AWS Vice President of Compute and ML Services David Brown described the combination as yielding inference "an order of magnitude faster and higher performance than what's available today" for demanding workloads, though that characterization applies specifically to the disaggregated decode phase rather than all inference tasks.[1] Both companies acknowledge that the disaggregated configuration is optimal for large, stable workloads with predictable prefill/decode ratios. Customers with mixed workloads will likely use both aggregated and disaggregated configurations, routing traffic to whichever is appropriate. AWS plans to support both.
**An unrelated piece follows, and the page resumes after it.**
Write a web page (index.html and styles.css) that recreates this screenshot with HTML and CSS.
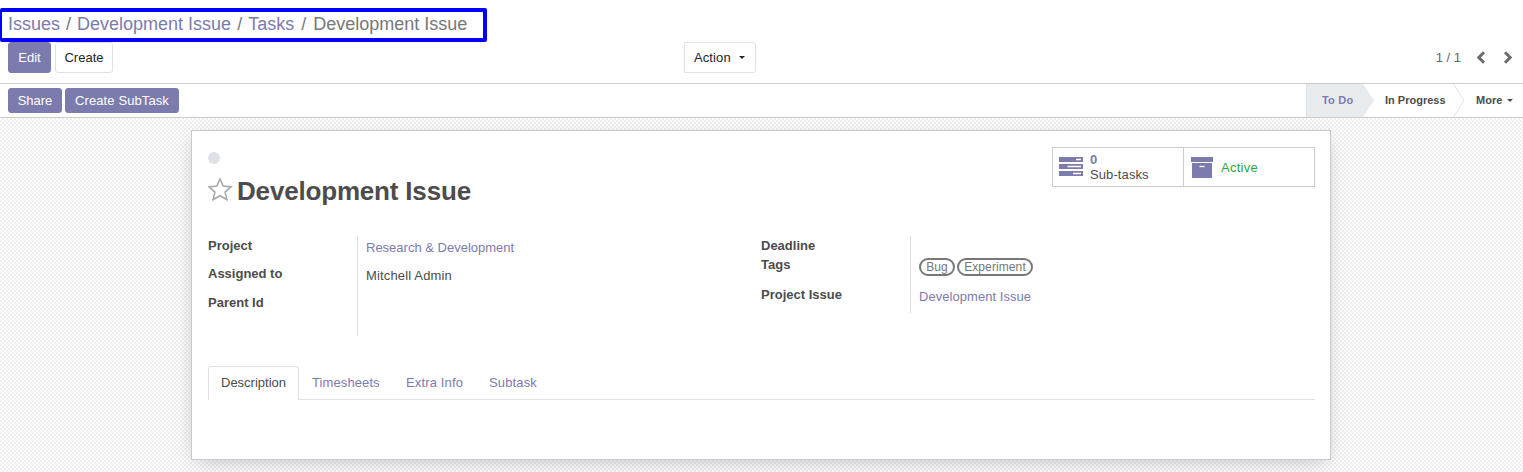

The announcement positions Cerebras squarely against NVIDIA in the one dimension where GPU dominance is most vulnerable: raw decode speed. NVIDIA's H100 and B200 systems run inference at hundreds of tokens per second per query; Cerebras's wafer-scale approach achieves multiples of that by eliminating the memory-bandwidth bottleneck that constrains conventional accelerators. For applications where speed is the product, including real-time coding assistants, interactive agents, and low-latency customer applications, the performance gap translates directly into user experience and developer productivity.
The service is expected to become available through Bedrock in the coming months. Its arrival will give AWS customers a disaggregated inference option that no other major hyperscaler currently offers, and it will test whether the market for ultra-fast inference at cloud scale is large enough to justify the deep technical undertaking both companies are committing to.